Benefits of payday loan consolidation
Saves you money
The most obvious benefit of a payday loan consolidation is that it helps you save money. After all, that is the entire point of applying for debt consolidation in the first place.
The usual interest rate of a credit card is 15%, but the vast majority of consumers even end up paying up to a staggering 20% each month. However, that is not the case with a debt consolidation loan.
Since personal loans come with lower fees and interest rates, they are a much cheaper option to consider as opposed to renewing multiple payday/unsecured loans monthly.
In the long run, you could potentially end up saving thousands of dollars to store away for a rainy day.
Simplified payment process
Which one do you think is more convenient? – Paying multiple small loan debts every month, or dealing with a single debt payment?
Well, unless you’re extremely unacquainted with the concept of streamlined payment, the obvious answer would be to deal with single debt payment. And that is precisely what a payday loan consolidations offer.
Instead of having to pay off debt amounts to multiple lenders at high-interest rates every month, a loan consolidation allows you to make payment only to one lender at lower interest.
This, in turn, simplifies the entire process of managing your debt payments every month.
Improves your credit score
Another important aspect of a payday loan consolidation that most people seem to be oblivious of is that it can boost your credit score. Of course, when you take out a new loan, your credit score decreases by a few points. But, as you continue making on-time payments to the loan debts, your credit score eventually improves.
Drawbacks of a payday loan consolidation
Lengthy repayment schedule
The vast majority of lenders usually provide a consolidation loan with a longer repayment schedule that can go up to 3-5 years. Although the monthly interest charges remain constant, bearing a loan debt for that much number of duration is not ideal for many customers.
Your credit history barrier
If you want to apply for a payday loan consolidation, your credit history plays a significant role. A poor credit score can severely hamper your chances of obtaining a consolidation loan.
In many cases, if you have a low credit score, you may not qualify for a low-interest rate consolidation loan. Instead, lenders can offer you a consolidation loan with high-interest rates (at least initially).
Payday loan consolidation considerations
As mentioned above, payday loans come with their fair share of pros and cons. Hence, you need to take some crucial factors into considerations before submitting your loan application.
Familiarize yourself with different types of fees involved. Some of the fees that lenders usually impose include:
- Application fees
- Origination fees
- Prepayment fees
- Late payment fees
- Funding fees
These charges are imposed on top of the interest rates that lenders offer. These fees come into play both before and after your consolidation loan approval.

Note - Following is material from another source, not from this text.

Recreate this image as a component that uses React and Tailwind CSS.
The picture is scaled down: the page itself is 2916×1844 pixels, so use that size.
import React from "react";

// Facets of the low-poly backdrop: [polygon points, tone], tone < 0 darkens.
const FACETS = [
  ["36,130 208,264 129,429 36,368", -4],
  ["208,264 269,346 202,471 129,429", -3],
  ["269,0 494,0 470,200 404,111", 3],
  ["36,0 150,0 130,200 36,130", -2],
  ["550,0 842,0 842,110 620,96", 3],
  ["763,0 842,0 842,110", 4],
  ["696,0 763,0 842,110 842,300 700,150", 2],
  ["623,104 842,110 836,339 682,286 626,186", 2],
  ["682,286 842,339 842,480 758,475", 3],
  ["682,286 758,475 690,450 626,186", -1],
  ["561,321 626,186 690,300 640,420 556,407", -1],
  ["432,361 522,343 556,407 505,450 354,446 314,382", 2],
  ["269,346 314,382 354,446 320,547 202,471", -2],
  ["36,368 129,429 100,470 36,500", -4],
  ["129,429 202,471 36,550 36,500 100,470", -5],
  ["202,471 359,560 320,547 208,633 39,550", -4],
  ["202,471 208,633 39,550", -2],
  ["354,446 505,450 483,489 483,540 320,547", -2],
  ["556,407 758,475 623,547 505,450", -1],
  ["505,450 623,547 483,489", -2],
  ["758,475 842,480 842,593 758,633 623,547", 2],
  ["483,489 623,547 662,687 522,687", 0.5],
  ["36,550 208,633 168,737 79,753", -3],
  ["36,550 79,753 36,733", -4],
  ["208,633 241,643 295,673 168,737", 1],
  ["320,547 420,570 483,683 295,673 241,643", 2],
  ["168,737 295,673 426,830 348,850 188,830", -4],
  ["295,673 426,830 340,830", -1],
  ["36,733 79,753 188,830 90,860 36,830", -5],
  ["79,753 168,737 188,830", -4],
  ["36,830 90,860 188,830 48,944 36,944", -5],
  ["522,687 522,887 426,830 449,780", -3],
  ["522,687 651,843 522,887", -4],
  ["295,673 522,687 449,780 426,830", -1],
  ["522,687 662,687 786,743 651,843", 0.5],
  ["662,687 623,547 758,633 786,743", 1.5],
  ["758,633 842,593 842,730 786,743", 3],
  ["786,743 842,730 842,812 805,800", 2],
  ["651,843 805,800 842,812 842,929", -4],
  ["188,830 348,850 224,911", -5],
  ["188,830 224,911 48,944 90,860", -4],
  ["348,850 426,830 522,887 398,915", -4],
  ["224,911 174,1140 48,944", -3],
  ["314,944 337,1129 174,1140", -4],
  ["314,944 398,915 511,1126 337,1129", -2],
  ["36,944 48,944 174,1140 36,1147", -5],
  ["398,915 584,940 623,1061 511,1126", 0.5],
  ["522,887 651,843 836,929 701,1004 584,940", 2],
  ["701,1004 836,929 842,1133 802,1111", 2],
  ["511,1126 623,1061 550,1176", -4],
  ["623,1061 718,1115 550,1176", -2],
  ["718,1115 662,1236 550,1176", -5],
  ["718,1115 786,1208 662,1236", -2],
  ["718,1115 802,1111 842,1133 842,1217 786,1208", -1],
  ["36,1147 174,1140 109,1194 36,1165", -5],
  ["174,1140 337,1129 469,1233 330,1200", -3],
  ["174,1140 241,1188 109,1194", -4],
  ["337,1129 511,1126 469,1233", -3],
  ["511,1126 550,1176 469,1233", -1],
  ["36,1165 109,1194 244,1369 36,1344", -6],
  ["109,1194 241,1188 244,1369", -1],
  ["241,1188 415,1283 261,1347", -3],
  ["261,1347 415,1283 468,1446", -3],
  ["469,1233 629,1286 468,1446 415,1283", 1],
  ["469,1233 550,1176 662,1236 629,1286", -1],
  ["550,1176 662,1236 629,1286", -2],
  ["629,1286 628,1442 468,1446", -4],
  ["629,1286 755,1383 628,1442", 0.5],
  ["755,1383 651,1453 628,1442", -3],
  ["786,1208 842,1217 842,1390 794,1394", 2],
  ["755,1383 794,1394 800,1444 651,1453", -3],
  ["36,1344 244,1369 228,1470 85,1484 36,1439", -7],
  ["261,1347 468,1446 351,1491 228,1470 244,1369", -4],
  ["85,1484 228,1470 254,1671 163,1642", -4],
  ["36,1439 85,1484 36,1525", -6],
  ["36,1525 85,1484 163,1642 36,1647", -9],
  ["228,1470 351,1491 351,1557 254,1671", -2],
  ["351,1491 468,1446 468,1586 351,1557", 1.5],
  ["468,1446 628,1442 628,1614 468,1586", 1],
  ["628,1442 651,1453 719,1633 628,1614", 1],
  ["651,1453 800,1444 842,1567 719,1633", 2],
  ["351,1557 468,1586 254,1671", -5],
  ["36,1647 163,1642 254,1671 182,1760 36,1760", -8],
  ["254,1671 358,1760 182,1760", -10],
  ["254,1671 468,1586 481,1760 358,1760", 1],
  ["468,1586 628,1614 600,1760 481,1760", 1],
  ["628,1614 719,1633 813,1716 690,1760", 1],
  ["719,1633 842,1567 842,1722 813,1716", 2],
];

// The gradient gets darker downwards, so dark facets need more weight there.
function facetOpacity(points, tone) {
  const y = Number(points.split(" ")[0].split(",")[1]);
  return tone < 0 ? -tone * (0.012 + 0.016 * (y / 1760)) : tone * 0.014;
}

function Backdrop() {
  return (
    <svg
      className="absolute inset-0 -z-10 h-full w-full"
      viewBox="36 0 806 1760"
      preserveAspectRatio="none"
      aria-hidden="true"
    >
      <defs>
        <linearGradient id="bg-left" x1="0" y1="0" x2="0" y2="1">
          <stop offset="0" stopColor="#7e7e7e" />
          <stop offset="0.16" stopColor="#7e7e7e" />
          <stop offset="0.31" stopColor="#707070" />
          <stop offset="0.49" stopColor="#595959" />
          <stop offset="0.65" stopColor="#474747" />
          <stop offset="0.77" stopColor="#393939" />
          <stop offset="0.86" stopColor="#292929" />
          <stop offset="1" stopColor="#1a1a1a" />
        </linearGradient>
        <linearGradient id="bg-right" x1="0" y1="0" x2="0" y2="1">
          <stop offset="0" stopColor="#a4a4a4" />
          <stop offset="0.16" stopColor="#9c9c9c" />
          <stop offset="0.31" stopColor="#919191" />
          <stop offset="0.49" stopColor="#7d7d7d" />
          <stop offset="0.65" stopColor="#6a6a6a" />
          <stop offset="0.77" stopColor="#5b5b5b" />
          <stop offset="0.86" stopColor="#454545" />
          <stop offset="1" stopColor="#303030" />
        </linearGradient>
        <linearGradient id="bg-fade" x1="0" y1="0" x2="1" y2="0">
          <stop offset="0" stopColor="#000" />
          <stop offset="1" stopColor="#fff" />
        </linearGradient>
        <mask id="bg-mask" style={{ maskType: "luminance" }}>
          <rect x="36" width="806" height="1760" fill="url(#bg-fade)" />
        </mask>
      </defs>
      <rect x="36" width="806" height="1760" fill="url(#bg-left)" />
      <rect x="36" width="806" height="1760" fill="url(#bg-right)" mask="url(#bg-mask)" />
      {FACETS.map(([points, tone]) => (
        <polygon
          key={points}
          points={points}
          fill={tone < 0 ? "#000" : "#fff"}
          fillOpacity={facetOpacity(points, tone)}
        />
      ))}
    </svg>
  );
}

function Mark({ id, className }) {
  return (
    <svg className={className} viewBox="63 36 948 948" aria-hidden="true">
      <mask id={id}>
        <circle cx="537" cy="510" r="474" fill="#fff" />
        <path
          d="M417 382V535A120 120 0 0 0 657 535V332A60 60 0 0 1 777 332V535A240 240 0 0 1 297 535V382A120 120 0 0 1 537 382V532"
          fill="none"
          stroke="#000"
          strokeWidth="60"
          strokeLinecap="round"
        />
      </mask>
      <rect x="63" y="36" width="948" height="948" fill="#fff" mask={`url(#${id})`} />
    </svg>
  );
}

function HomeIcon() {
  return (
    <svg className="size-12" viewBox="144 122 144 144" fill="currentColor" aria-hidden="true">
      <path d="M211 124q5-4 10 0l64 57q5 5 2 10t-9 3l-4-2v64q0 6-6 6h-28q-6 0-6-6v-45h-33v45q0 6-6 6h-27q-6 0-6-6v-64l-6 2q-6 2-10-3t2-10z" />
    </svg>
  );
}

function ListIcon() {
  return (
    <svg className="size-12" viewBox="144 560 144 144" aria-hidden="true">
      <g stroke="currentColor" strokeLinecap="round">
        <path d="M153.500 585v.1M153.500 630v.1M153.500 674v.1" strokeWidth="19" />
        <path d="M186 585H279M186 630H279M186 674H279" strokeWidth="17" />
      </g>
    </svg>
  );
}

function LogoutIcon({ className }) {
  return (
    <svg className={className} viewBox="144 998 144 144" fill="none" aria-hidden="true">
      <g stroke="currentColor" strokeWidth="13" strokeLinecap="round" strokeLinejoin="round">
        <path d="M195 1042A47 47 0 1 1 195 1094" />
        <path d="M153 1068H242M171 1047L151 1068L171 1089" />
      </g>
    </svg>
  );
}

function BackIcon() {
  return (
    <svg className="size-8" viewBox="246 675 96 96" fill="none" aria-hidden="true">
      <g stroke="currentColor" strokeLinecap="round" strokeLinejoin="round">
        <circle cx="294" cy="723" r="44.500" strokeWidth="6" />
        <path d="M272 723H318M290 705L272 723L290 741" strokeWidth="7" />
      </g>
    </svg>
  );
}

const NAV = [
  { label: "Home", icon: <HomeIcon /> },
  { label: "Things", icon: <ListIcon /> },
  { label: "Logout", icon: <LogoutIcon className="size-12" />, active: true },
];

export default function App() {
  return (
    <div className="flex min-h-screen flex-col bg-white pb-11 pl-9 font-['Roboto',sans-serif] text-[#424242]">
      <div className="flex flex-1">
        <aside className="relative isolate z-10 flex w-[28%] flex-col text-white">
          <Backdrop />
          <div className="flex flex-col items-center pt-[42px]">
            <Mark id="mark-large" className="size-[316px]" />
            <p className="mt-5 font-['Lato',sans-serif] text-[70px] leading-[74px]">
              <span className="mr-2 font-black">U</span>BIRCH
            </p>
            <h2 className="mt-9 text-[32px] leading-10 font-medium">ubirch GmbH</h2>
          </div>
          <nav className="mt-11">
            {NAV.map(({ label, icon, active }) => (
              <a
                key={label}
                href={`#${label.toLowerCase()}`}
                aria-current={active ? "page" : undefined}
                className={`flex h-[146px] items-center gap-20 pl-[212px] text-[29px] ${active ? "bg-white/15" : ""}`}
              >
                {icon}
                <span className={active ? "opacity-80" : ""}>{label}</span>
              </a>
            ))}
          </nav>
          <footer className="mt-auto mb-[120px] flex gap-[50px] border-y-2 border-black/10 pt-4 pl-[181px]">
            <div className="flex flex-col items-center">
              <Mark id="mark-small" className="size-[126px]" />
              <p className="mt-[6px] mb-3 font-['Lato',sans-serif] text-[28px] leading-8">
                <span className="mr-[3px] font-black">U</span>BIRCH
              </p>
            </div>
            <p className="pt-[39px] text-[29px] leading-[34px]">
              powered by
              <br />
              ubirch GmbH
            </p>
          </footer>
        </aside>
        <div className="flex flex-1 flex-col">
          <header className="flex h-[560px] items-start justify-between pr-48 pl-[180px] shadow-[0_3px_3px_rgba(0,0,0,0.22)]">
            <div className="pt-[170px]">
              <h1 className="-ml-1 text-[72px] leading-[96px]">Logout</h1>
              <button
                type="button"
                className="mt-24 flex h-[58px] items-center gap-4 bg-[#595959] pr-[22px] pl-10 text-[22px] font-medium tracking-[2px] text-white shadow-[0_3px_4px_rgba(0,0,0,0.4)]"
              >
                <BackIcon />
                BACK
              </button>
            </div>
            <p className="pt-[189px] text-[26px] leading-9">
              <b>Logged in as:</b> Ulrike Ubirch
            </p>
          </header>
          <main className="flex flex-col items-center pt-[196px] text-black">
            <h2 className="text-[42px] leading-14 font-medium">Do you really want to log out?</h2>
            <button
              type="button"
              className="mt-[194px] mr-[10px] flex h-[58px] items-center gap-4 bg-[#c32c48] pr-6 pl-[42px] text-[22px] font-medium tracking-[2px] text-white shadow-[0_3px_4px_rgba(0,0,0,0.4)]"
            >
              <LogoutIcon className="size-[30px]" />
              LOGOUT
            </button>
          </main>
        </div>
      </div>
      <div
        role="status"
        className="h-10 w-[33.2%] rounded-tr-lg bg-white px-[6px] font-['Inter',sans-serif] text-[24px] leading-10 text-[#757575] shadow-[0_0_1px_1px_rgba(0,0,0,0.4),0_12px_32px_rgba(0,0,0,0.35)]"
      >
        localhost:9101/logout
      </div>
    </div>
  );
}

The most crucial one of the bunch is the prepayment penalty fee. This fee comes into effect if you repay off the loan before the end of the repayment time frame. So, if you plan on paying off the debt before the final due date, make sure you do not involve repayment fee during the application process.
High-interest rates consolidation loan isn’t necessarily bad
While the ultimate aim is to secure a personal loan with a low interest rate, sometimes lenders do not offer the same. There are numerous factors that lead to such outcomes, most prominently your credit score, and your bank account history (transactions and saving balance).
Under such circumstances, you can wait until your credit score improves and reapply for the same. However, if the interest rate is manageable compared to what you’re paying on your existing (multiple) payday loans, it is best to accept the offer and proceed.